• [Task instructions]: Each line below is to be written out in full, exactly as shown.

-*-*-

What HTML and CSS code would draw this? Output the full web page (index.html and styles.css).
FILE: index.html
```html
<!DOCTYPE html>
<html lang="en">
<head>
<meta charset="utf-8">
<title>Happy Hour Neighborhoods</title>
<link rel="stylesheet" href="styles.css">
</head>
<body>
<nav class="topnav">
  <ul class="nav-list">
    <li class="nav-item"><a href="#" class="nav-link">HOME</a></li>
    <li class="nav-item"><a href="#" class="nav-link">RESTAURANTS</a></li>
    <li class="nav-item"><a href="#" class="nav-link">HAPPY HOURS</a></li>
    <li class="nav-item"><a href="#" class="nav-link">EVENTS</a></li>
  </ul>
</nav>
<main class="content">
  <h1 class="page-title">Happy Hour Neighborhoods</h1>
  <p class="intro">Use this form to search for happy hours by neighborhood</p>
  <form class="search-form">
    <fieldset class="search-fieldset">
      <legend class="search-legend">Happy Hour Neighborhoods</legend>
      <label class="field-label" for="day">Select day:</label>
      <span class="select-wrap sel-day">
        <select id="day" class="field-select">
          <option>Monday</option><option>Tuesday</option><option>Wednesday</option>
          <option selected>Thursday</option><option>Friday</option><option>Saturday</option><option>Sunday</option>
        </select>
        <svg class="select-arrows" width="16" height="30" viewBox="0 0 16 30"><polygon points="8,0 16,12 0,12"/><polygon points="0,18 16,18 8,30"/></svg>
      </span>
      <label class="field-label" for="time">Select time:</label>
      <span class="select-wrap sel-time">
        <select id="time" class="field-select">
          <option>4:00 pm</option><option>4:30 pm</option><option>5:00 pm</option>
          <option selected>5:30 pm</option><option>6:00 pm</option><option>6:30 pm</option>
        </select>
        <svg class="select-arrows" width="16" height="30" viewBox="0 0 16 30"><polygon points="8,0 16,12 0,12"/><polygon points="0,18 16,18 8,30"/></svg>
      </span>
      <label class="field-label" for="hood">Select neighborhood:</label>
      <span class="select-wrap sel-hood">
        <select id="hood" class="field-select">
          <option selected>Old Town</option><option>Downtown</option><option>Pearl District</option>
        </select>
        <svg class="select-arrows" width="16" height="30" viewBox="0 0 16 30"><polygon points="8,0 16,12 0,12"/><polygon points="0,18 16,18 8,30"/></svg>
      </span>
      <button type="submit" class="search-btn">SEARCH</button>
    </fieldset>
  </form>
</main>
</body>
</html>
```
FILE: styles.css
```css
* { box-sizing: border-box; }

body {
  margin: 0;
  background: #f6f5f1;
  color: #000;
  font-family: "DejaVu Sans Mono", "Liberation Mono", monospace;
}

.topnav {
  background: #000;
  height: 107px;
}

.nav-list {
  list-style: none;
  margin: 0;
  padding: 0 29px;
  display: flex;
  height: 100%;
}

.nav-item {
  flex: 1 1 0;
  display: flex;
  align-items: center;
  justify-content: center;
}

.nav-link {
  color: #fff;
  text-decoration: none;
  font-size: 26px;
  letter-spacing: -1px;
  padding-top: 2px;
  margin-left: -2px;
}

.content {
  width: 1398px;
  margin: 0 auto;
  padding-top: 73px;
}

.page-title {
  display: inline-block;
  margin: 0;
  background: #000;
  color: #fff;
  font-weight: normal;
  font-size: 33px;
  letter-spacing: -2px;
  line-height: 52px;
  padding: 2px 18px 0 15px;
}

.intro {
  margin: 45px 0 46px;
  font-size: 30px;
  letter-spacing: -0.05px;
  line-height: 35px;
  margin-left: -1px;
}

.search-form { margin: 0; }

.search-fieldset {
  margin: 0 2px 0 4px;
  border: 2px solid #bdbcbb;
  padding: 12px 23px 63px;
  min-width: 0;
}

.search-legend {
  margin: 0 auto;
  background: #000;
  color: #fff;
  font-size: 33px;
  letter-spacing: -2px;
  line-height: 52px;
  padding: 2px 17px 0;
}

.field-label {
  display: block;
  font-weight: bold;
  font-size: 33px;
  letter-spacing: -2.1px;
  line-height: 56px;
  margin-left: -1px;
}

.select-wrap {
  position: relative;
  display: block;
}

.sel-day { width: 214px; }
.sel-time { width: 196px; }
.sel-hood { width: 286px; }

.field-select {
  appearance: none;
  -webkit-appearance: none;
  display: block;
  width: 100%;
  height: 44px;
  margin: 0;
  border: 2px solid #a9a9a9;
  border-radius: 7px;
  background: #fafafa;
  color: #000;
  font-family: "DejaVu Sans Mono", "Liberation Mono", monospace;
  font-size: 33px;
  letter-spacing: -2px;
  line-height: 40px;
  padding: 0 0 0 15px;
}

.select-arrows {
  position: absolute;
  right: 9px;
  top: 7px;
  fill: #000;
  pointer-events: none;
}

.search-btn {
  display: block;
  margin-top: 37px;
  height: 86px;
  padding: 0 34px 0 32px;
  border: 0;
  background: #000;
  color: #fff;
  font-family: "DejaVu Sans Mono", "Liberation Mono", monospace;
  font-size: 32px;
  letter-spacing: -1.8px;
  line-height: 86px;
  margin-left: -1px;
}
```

-*-*-

• [Output for this exercise]:
What HTML and CSS code would draw this? Output the full web page (index.html and styles.css).
FILE: index.html
```html
<!DOCTYPE html>
<html lang="en">
<head>
<meta charset="utf-8">
<title>Happy Hour Neighborhoods</title>
<link rel="stylesheet" href="styles.css">
</head>
<body>
<nav class="topnav">
  <ul class="nav-list">
    <li class="nav-item"><a href="#" class="nav-link">HOME</a></li>
    <li class="nav-item"><a href="#" class="nav-link">RESTAURANTS</a></li>
    <li class="nav-item"><a href="#" class="nav-link">HAPPY HOURS</a></li>
    <li class="nav-item"><a href="#" class="nav-link">EVENTS</a></li>
  </ul>
</nav>
<main class="content">
  <h1 class="page-title">Happy Hour Neighborhoods</h1>
  <p class="intro">Use this form to search for happy hours by neighborhood</p>
  <form class="search-form">
    <fieldset class="search-fieldset">
      <legend class="search-legend">Happy Hour Neighborhoods</legend>
      <label class="field-label" for="day">Select day:</label>
      <span class="select-wrap sel-day">
        <select id="day" class="field-select">
          <option>Monday</option><option>Tuesday</option><option>Wednesday</option>
          <option selected>Thursday</option><option>Friday</option><option>Saturday</option><option>Sunday</option>
        </select>
        <svg class="select-arrows" width="16" height="30" viewBox="0 0 16 30"><polygon points="8,0 16,12 0,12"/><polygon points="0,18 16,18 8,30"/></svg>
      </span>
      <label class="field-label" for="time">Select time:</label>
      <span class="select-wrap sel-time">
        <select id="time" class="field-select">
          <option>4:00 pm</option><option>4:30 pm</option><option>5:00 pm</option>
          <option selected>5:30 pm</option><option>6:00 pm</option><option>6:30 pm</option>
        </select>
        <svg class="select-arrows" width="16" height="30" viewBox="0 0 16 30"><polygon points="8,0 16,12 0,12"/><polygon points="0,18 16,18 8,30"/></svg>
      </span>
      <label class="field-label" for="hood">Select neighborhood:</label>
      <span class="select-wrap sel-hood">
        <select id="hood" class="field-select">
          <option selected>Old Town</option><option>Downtown</option><option>Pearl District</option>
        </select>
        <svg class="select-arrows" width="16" height="30" viewBox="0 0 16 30"><polygon points="8,0 16,12 0,12"/><polygon points="0,18 16,18 8,30"/></svg>
      </span>
      <button type="submit" class="search-btn">SEARCH</button>
    </fieldset>
  </form>
</main>
</body>
</html>
```
FILE: styles.css
```css
* { box-sizing: border-box; }

body {
  margin: 0;
  background: #f6f5f1;
  color: #000;
  font-family: "DejaVu Sans Mono", "Liberation Mono", monospace;
}

.topnav {
  background: #000;
  height: 107px;
}

.nav-list {
  list-style: none;
  margin: 0;
  padding: 0 29px;
  display: flex;
  height: 100%;
}

.nav-item {
  flex: 1 1 0;
  display: flex;
  align-items: center;
  justify-content: center;
}

.nav-link {
  color: #fff;
  text-decoration: none;
  font-size: 26px;
  letter-spacing: -1px;
  padding-top: 2px;
  margin-left: -2px;
}

.content {
  width: 1398px;
  margin: 0 auto;
  padding-top: 73px;
}

.page-title {
  display: inline-block;
  margin: 0;
  background: #000;
  color: #fff;
  font-weight: normal;
  font-size: 33px;
  letter-spacing: -2px;
  line-height: 52px;
  padding: 2px 18px 0 15px;
}

.intro {
  margin: 45px 0 46px;
  font-size: 30px;
  letter-spacing: -0.05px;
  line-height: 35px;
  margin-left: -1px;
}

.search-form { margin: 0; }

.search-fieldset {
  margin: 0 2px 0 4px;
  border: 2px solid #bdbcbb;
  padding: 12px 23px 63px;
  min-width: 0;
}

.search-legend {
  margin: 0 auto;
  background: #000;
  color: #fff;
  font-size: 33px;
  letter-spacing: -2px;
  line-height: 52px;
  padding: 2px 17px 0;
}

.field-label {
  display: block;
  font-weight: bold;
  font-size: 33px;
  letter-spacing: -2.1px;
  line-height: 56px;
  margin-left: -1px;
}

.select-wrap {
  position: relative;
  display: block;
}

.sel-day { width: 214px; }
.sel-time { width: 196px; }
.sel-hood { width: 286px; }

.field-select {
  appearance: none;
  -webkit-appearance: none;
  display: block;
  width: 100%;
  height: 44px;
  margin: 0;
  border: 2px solid #a9a9a9;
  border-radius: 7px;
  background: #fafafa;
  color: #000;
  font-family: "DejaVu Sans Mono", "Liberation Mono", monospace;
  font-size: 33px;
  letter-spacing: -2px;
  line-height: 40px;
  padding: 0 0 0 15px;
}

.select-arrows {
  position: absolute;
  right: 9px;
  top: 7px;
  fill: #000;
  pointer-events: none;
}

.search-btn {
  display: block;
  margin-top: 37px;
  height: 86px;
  padding: 0 34px 0 32px;
  border: 0;
  background: #000;
  color: #fff;
  font-family: "DejaVu Sans Mono", "Liberation Mono", monospace;
  font-size: 32px;
  letter-spacing: -1.8px;
  line-height: 86px;
  margin-left: -1px;
}
```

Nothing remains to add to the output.